Extracted records
┄┄┄┄┄┄┄┄┄┄

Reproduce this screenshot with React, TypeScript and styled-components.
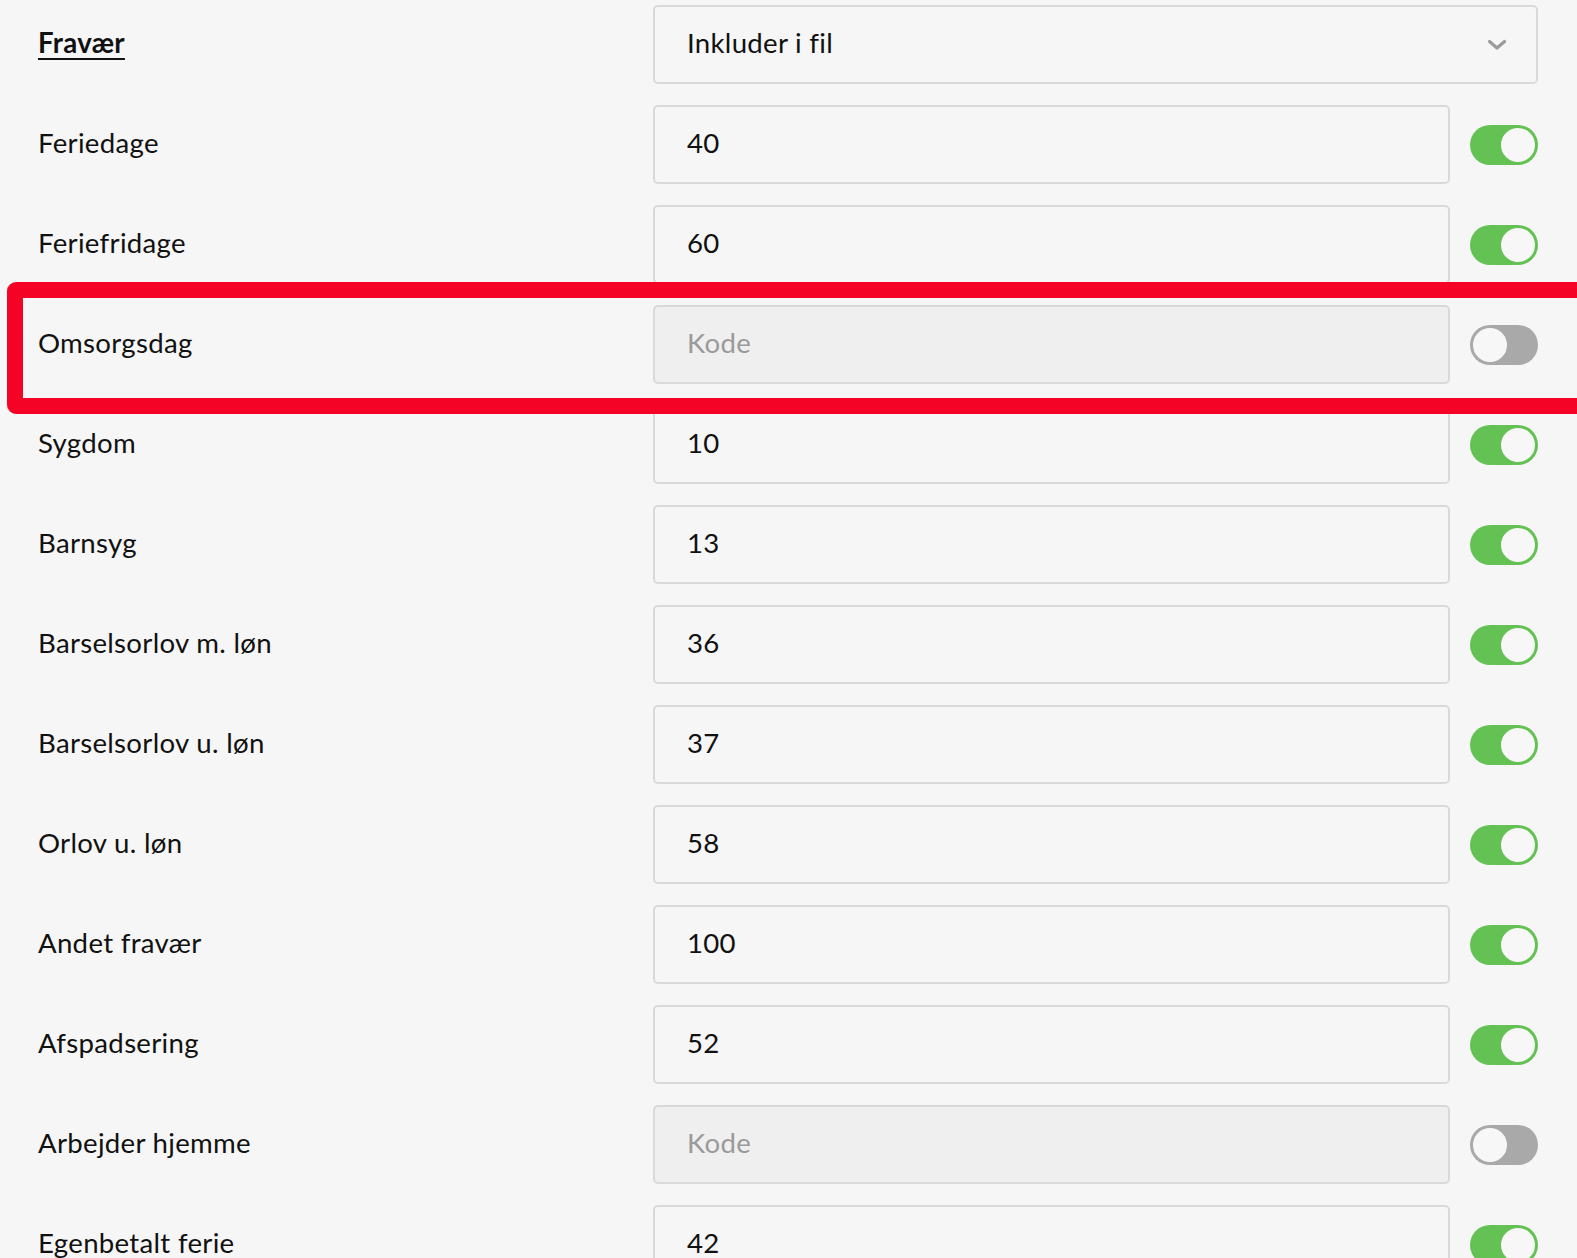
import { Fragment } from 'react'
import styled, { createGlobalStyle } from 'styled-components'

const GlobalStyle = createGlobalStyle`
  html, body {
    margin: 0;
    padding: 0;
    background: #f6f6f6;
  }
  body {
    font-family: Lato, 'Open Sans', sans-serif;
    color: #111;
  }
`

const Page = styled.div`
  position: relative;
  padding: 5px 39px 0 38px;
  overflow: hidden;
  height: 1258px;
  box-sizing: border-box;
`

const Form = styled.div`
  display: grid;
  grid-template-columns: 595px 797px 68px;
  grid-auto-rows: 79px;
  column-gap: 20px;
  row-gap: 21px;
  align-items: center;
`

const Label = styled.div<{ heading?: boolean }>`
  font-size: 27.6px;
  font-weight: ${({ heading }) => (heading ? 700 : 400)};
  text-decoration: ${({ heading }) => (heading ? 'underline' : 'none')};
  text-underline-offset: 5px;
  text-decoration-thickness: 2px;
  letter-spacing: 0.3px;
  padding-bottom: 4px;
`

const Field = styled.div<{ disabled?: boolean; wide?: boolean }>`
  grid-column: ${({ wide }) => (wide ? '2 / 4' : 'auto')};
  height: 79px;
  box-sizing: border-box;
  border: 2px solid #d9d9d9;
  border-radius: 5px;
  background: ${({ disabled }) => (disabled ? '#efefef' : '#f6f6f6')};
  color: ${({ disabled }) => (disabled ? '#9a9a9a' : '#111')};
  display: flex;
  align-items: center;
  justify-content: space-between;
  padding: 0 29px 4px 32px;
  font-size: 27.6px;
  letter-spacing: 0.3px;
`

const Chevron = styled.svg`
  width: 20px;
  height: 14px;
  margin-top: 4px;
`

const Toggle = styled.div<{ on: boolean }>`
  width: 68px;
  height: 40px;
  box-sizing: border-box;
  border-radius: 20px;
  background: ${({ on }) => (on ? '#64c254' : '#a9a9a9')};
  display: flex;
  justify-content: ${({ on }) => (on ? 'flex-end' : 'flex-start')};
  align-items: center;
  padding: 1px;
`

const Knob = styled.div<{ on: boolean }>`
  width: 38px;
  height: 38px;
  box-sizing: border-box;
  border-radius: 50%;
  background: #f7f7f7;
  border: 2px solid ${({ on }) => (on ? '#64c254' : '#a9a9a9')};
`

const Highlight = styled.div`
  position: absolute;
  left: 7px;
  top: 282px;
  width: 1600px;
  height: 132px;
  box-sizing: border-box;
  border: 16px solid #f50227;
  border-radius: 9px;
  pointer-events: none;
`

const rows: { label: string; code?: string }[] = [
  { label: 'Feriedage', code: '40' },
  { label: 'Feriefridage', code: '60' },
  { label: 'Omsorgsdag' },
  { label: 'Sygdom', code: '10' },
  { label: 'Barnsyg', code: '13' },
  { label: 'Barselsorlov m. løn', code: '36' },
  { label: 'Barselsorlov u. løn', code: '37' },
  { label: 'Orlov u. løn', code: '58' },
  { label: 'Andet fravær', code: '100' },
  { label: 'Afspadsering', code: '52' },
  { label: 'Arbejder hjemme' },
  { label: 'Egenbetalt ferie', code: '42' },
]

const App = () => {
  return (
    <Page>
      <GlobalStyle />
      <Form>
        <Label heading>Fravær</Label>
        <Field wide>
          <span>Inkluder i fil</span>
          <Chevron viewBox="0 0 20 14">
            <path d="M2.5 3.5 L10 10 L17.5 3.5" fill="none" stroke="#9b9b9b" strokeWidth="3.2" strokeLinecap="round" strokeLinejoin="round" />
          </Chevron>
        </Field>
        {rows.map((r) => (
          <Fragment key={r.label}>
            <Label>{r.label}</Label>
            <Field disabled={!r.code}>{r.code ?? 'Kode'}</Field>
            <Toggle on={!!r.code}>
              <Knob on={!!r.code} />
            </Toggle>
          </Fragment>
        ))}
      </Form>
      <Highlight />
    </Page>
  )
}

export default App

┄┄┄┄┄┄┄┄┄┄

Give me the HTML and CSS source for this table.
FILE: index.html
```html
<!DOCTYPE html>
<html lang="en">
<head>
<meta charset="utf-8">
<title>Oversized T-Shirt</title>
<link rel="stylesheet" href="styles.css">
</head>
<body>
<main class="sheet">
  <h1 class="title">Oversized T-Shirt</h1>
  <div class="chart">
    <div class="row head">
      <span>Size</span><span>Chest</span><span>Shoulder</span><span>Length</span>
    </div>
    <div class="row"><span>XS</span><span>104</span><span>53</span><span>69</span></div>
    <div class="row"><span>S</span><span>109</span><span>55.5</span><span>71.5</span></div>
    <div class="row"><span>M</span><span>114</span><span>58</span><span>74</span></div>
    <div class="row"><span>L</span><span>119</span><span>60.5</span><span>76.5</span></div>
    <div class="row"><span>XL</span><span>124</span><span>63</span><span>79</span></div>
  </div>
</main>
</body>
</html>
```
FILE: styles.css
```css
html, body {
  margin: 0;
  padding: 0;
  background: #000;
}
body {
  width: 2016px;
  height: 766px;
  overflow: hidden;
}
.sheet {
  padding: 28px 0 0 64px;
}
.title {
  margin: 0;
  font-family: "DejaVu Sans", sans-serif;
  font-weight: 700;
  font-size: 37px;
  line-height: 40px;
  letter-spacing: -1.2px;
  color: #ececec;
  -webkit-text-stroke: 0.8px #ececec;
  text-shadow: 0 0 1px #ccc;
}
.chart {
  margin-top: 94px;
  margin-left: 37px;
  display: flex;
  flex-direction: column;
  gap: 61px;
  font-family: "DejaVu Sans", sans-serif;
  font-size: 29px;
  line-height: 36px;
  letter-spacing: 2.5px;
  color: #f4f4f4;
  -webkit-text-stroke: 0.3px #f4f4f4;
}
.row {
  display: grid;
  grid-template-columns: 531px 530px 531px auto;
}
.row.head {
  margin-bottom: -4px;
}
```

┄┄┄┄┄┄┄┄┄┄

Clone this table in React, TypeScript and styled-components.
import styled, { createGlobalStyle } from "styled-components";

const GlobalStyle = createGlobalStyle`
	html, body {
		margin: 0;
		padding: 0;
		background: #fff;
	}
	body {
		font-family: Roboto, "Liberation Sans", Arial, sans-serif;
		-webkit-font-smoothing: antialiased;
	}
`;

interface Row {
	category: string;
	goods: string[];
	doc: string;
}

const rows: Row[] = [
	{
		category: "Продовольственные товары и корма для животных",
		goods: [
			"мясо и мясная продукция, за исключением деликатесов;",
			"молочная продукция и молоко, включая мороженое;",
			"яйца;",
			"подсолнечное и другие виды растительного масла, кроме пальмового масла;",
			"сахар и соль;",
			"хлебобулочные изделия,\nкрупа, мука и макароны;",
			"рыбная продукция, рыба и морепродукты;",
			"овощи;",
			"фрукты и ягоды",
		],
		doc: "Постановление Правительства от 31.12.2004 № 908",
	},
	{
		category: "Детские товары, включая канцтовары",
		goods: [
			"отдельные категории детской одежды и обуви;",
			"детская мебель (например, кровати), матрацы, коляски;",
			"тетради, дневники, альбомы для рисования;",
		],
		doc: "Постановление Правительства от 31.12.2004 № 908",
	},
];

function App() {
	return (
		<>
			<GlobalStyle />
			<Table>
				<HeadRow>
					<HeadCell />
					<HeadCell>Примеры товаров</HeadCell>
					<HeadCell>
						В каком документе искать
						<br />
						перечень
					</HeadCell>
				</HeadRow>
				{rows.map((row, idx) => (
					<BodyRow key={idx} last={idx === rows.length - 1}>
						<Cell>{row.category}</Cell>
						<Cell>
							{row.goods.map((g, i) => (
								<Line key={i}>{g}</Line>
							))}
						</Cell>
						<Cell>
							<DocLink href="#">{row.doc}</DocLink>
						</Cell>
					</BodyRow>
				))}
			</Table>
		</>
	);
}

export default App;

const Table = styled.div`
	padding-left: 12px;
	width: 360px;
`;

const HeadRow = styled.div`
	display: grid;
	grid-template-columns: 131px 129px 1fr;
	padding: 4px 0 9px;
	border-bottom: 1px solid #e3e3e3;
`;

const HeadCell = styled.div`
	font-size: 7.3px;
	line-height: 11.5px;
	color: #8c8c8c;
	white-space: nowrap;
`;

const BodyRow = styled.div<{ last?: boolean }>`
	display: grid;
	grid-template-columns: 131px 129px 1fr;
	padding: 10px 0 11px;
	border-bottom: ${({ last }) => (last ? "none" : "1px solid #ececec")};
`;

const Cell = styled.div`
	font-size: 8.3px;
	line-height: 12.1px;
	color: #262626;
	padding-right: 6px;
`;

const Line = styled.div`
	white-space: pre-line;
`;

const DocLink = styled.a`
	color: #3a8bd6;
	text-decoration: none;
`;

┄┄┄┄┄┄┄┄┄┄

* [Goal]
Report only how many lines of the listing hold the word "TypeScript".

* [Correct response]
2